REQUIRED WORK
Transcribe the lines below verbatim, skipping the images.
-.-.-
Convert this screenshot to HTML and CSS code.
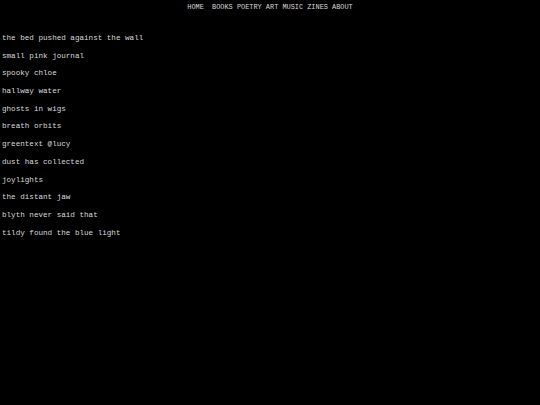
FILE: index.html
```html
<!DOCTYPE html>
<html>
<head>
<meta charset="utf-8">
<link rel="stylesheet" href="styles.css">
</head>
<body>
<nav class="nav"><a href="#">HOME</a>  <a href="#">BOOKS</a> <a href="#">POETRY</a> <a href="#">ART</a> <a href="#">MUSIC</a> <a href="#">ZINES</a> <a href="#">ABOUT</a></nav>
<ul class="list">
<li><a href="#">the bed pushed against the wall</a></li>
<li><a href="#">small pink journal</a></li>
<li><a href="#">spooky chloe</a></li>
<li><a href="#">hallway water</a></li>
<li><a href="#">ghosts in wigs</a></li>
<li><a href="#">breath orbits</a></li>
<li><a href="#">greentext @lucy</a></li>
<li><a href="#">dust has collected</a></li>
<li><a href="#">joylights</a></li>
<li><a href="#">the distant jaw</a></li>
<li><a href="#">blyth never said that</a></li>
<li><a href="#">tildy found the blue light</a></li>
</ul>
</body>
</html>
```
FILE: styles.css
```css
html, body {
  margin: 0;
  padding: 0;
  background: #000;
}
body {
  font-family: "Liberation Mono", "Courier New", monospace;
  color: #dadada;
}
a {
  color: #dadada;
  text-decoration: none;
}
.nav {
  text-align: center;
  font-size: 6.9px;
  line-height: 12px;
  padding-top: 1px;
  white-space: pre;
}
.list {
  list-style: none;
  margin: 0;
  padding: 20px 0 0 2px;
  font-size: 7.6px;
}
.list li {
  line-height: 10px;
  margin-bottom: 7.7px;
}
```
-.-.-
OUTPUT FOR THIS EXERCISE
Convert this screenshot to HTML and CSS code.
FILE: index.html
```html
<!DOCTYPE html>
<html>
<head>
<meta charset="utf-8">
<link rel="stylesheet" href="styles.css">
</head>
<body>
<nav class="nav"><a href="#">HOME</a>  <a href="#">BOOKS</a> <a href="#">POETRY</a> <a href="#">ART</a> <a href="#">MUSIC</a> <a href="#">ZINES</a> <a href="#">ABOUT</a></nav>
<ul class="list">
<li><a href="#">the bed pushed against the wall</a></li>
<li><a href="#">small pink journal</a></li>
<li><a href="#">spooky chloe</a></li>
<li><a href="#">hallway water</a></li>
<li><a href="#">ghosts in wigs</a></li>
<li><a href="#">breath orbits</a></li>
<li><a href="#">greentext @lucy</a></li>
<li><a href="#">dust has collected</a></li>
<li><a href="#">joylights</a></li>
<li><a href="#">the distant jaw</a></li>
<li><a href="#">blyth never said that</a></li>
<li><a href="#">tildy found the blue light</a></li>
</ul>
</body>
</html>
```
FILE: styles.css
```css
html, body {
  margin: 0;
  padding: 0;
  background: #000;
}
body {
  font-family: "Liberation Mono", "Courier New", monospace;
  color: #dadada;
}
a {
  color: #dadada;
  text-decoration: none;
}
.nav {
  text-align: center;
  font-size: 6.9px;
  line-height: 12px;
  padding-top: 1px;
  white-space: pre;
}
.list {
  list-style: none;
  margin: 0;
  padding: 20px 0 0 2px;
  font-size: 7.6px;
}
.list li {
  line-height: 10px;
  margin-bottom: 7.7px;
}
```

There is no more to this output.